Problem description:
Scan the lines below for "React"; report the number of lines that contain it, and only that.

═══ Collected material ═══

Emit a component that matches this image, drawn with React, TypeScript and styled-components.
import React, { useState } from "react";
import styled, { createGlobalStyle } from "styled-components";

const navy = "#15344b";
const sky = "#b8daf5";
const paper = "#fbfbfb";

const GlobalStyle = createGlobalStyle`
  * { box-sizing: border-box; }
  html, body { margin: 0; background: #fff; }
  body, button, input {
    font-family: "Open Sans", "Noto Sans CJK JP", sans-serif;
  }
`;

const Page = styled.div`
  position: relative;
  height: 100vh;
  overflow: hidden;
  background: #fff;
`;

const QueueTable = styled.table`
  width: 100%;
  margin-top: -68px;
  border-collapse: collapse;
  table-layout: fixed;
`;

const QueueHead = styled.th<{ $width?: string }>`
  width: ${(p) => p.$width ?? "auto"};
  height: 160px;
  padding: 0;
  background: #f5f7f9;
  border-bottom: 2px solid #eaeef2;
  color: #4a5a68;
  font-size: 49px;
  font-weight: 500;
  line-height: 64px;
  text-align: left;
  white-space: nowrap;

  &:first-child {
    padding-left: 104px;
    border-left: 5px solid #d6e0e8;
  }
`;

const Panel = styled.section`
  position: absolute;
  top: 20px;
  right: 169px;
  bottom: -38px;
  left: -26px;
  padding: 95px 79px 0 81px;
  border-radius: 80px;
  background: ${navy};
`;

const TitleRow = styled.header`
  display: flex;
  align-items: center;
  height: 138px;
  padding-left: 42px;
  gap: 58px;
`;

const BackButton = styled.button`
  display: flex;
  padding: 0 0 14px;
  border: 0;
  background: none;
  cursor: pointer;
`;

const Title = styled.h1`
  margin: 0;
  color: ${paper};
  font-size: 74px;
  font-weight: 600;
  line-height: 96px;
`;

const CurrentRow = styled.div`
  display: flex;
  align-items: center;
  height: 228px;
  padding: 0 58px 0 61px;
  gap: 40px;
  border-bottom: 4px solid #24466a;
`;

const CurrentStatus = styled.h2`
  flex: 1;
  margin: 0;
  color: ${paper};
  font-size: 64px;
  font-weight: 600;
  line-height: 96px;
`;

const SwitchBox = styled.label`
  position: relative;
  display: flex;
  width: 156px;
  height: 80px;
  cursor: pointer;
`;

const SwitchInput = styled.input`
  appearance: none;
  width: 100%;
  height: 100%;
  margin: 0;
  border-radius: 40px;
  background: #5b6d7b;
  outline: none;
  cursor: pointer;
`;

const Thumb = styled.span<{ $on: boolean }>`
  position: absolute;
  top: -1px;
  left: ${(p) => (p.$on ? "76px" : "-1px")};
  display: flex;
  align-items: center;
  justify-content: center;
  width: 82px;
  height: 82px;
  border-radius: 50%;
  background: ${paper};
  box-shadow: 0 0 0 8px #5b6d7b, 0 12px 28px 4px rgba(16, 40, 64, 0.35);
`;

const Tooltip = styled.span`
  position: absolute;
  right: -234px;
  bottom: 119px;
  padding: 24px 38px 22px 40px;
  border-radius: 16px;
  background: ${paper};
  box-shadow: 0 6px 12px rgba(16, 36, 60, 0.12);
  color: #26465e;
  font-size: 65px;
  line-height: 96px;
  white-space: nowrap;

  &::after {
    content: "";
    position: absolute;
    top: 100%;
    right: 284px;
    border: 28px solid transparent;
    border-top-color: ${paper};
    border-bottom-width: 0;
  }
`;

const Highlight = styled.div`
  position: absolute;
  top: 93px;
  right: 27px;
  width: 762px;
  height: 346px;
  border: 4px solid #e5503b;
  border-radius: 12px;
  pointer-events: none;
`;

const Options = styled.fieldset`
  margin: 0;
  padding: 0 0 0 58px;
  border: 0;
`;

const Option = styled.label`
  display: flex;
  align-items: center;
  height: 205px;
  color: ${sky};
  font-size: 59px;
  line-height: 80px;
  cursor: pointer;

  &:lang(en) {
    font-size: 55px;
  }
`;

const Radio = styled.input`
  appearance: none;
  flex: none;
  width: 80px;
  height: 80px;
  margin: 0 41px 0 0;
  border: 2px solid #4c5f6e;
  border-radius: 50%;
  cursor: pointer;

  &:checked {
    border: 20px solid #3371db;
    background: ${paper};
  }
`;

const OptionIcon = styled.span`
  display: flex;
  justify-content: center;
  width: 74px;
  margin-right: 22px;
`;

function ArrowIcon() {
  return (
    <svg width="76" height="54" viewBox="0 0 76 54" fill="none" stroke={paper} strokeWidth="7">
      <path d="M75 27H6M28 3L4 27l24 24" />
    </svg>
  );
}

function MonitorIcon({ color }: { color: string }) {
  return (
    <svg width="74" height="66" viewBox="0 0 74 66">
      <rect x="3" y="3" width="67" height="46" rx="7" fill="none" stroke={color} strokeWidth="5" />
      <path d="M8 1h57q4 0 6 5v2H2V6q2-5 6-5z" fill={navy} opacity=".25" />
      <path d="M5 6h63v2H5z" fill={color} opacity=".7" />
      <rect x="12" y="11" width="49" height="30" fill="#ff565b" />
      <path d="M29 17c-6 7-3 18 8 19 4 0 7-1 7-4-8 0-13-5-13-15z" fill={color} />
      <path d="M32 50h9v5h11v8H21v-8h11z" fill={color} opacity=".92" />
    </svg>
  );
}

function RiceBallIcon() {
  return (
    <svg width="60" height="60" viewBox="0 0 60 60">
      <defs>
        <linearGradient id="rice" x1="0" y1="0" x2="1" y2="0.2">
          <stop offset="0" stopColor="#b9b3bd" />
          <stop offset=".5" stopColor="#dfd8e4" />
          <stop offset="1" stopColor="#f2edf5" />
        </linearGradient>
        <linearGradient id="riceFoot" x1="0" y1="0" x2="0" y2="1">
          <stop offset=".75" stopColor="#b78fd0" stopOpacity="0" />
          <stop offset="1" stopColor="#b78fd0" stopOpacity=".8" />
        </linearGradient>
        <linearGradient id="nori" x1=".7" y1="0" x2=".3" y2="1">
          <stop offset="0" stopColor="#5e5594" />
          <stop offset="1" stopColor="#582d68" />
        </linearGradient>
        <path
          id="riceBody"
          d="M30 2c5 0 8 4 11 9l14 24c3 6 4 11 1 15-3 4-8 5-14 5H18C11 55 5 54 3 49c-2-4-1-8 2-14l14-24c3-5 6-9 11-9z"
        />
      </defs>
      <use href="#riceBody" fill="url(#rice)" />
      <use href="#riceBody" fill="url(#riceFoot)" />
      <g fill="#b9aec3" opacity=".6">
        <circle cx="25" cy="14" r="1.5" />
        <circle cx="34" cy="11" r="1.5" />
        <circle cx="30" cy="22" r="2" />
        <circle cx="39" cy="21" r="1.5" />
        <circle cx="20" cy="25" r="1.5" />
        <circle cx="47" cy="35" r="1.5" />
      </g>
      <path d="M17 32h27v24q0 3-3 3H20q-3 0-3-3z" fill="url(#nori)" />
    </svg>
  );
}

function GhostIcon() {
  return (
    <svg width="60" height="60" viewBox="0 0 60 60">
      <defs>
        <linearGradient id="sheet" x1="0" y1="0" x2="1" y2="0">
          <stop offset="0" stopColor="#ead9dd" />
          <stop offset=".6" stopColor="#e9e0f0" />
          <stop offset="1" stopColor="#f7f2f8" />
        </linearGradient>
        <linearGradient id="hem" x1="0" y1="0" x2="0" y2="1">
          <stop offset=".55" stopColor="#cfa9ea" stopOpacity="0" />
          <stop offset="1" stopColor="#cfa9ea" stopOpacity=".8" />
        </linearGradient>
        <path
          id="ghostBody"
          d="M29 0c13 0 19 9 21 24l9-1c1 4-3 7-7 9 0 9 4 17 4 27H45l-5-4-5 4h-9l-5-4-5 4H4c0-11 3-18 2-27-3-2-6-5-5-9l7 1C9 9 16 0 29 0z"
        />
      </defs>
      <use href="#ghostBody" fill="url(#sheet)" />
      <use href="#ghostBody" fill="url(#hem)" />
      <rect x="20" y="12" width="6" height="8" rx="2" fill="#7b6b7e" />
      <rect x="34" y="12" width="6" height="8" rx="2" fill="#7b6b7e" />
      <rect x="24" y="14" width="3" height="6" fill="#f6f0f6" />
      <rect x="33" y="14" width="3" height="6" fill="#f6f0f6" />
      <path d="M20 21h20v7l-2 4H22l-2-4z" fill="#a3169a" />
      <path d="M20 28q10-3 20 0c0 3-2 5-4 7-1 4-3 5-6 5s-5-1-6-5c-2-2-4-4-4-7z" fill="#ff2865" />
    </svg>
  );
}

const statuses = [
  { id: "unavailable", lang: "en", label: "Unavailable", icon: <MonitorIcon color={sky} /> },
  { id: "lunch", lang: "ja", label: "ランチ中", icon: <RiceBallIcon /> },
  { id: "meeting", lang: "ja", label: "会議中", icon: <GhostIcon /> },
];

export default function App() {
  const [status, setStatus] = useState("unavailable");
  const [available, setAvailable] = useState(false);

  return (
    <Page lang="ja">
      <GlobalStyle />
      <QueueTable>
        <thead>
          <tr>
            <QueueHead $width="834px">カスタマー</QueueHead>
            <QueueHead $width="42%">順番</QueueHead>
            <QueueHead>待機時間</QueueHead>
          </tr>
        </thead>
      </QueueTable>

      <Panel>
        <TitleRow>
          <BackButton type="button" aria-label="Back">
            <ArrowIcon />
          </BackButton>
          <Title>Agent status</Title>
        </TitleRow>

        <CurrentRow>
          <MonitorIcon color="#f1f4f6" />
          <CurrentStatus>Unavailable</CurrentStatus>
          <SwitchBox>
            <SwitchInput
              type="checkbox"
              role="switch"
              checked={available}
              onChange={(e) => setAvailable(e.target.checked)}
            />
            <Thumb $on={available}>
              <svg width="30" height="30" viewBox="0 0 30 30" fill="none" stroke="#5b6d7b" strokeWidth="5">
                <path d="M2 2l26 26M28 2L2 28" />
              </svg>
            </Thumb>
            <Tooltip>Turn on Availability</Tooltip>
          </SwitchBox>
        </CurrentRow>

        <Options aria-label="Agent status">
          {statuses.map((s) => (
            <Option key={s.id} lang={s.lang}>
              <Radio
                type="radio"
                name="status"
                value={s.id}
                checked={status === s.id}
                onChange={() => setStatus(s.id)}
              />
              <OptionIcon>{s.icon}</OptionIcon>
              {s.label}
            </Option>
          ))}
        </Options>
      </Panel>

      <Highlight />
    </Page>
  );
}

═══

Written response:
2